• [TASK INSTRUCTIONS]: Of the lines below, count those containing the word "React". Reply with the number alone.

• [GIVEN DATA]:
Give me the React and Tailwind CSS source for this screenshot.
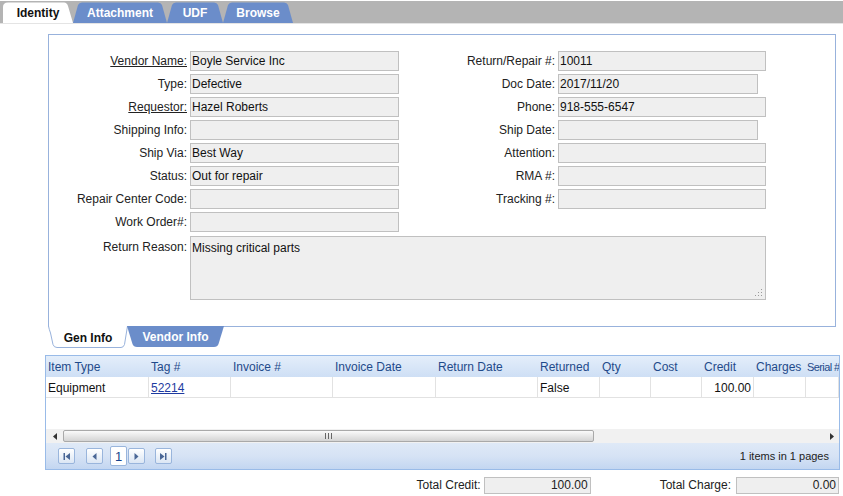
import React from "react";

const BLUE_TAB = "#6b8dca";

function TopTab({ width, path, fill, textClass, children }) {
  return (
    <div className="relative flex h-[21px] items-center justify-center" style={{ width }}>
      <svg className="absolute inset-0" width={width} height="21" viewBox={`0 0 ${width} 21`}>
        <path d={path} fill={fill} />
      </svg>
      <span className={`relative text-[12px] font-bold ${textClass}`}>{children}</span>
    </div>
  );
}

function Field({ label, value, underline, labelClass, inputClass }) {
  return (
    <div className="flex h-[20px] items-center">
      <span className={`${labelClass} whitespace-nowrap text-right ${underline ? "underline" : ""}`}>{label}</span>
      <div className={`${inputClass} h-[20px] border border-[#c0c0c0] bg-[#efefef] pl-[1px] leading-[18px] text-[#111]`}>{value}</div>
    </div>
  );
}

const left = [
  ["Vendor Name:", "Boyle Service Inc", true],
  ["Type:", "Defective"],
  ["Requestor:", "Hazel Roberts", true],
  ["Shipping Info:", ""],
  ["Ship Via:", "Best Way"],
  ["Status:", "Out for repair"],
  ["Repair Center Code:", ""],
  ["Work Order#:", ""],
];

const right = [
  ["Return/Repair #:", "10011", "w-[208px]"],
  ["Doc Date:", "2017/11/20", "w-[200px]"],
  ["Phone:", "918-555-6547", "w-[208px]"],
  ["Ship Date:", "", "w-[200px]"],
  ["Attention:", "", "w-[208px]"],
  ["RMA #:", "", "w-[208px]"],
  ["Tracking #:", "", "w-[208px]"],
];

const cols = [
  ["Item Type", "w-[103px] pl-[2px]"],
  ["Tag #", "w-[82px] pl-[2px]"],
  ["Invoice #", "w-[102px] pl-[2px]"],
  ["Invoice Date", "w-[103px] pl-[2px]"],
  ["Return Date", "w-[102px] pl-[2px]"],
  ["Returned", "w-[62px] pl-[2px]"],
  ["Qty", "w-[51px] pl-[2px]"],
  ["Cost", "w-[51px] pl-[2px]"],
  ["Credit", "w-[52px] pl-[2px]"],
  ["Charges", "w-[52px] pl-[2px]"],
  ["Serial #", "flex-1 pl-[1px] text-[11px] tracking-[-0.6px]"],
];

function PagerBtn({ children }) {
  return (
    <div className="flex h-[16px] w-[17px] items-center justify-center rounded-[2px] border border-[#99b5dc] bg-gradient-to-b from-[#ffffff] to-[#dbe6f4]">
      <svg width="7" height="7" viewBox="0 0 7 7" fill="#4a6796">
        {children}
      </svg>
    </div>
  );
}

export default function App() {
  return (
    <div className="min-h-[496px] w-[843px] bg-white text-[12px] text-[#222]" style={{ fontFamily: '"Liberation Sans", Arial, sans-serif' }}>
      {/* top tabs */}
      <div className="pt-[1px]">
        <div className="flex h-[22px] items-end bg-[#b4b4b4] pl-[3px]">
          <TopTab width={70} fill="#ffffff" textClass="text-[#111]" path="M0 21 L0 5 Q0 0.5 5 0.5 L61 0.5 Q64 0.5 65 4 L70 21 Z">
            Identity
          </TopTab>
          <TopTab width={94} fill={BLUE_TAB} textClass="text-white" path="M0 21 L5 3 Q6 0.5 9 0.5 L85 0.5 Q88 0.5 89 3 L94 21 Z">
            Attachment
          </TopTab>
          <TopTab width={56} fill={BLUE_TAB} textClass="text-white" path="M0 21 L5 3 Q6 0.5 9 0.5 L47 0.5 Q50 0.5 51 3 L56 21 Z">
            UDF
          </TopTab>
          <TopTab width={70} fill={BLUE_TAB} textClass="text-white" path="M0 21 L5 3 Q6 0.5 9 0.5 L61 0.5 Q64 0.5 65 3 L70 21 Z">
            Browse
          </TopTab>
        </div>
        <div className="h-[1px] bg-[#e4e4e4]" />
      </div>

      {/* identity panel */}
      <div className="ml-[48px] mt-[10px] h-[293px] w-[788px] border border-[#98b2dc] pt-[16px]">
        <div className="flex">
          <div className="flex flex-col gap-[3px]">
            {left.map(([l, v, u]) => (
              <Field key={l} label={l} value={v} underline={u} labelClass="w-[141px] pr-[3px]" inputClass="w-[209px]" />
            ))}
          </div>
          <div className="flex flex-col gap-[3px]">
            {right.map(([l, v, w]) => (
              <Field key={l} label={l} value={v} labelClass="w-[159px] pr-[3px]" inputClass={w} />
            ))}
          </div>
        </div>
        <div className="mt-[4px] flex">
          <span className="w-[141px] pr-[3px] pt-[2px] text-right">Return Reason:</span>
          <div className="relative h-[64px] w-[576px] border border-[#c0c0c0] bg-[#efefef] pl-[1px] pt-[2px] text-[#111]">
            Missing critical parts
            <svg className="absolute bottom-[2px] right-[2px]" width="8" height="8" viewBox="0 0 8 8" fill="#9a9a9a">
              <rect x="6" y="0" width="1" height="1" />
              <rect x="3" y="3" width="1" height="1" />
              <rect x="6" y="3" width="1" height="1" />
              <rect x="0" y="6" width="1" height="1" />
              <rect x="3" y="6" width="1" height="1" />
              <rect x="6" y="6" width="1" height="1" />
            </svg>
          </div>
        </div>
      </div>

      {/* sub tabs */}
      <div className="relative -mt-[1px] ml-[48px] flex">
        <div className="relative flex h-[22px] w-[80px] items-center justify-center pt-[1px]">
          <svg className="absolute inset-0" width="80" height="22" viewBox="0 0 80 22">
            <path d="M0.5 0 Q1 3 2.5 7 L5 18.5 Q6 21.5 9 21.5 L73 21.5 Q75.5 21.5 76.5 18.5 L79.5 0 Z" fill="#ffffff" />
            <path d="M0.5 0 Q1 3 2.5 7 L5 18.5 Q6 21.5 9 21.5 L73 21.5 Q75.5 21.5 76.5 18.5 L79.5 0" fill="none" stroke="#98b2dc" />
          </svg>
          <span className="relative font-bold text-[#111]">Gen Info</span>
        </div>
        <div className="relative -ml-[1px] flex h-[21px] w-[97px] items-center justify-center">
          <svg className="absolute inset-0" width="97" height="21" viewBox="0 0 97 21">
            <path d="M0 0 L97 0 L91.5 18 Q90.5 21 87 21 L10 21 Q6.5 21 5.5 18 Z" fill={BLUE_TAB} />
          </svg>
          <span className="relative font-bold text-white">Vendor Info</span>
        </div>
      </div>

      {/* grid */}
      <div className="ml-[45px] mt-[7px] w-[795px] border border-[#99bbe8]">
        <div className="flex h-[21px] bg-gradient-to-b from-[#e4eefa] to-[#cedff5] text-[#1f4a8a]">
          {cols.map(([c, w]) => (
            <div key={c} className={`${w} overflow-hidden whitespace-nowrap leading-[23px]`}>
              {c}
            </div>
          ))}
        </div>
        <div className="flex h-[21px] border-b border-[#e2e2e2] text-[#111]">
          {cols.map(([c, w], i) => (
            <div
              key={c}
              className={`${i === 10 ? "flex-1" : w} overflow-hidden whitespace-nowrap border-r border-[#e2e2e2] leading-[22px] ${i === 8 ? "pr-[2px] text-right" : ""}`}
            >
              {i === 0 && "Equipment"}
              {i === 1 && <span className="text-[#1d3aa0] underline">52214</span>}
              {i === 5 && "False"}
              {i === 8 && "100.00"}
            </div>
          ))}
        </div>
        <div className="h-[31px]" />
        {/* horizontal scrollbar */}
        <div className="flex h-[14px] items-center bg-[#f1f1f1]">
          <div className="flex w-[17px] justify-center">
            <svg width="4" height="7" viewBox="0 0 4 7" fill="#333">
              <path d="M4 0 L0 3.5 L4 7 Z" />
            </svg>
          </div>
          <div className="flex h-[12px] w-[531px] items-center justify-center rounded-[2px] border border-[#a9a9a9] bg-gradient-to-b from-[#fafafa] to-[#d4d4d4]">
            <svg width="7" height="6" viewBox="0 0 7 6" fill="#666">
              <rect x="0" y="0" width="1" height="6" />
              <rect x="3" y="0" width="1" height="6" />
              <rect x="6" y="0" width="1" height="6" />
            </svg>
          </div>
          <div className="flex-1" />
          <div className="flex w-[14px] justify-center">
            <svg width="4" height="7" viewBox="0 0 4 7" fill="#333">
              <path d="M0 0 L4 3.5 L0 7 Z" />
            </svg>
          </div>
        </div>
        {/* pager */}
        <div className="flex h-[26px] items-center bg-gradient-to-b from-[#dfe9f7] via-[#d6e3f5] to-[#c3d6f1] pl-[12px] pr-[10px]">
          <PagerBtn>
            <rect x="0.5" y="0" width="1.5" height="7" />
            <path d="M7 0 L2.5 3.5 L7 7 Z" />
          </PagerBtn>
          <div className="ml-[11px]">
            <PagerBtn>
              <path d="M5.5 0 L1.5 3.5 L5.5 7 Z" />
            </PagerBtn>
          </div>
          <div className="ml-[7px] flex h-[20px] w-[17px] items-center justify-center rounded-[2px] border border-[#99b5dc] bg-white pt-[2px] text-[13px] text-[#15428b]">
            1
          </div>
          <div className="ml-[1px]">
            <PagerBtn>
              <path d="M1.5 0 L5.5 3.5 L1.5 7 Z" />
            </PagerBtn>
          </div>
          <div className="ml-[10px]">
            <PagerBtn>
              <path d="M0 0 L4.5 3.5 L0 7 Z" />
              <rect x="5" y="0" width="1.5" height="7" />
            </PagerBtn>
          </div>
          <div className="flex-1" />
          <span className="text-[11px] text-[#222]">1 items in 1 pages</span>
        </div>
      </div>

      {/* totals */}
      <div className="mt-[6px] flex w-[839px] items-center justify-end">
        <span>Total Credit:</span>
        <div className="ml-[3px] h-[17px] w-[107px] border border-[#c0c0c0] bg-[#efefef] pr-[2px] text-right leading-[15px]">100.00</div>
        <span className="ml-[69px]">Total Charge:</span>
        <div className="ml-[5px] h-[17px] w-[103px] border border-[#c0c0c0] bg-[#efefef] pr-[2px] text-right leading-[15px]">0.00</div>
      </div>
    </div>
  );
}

• [REPLY TO THE TASK]: 2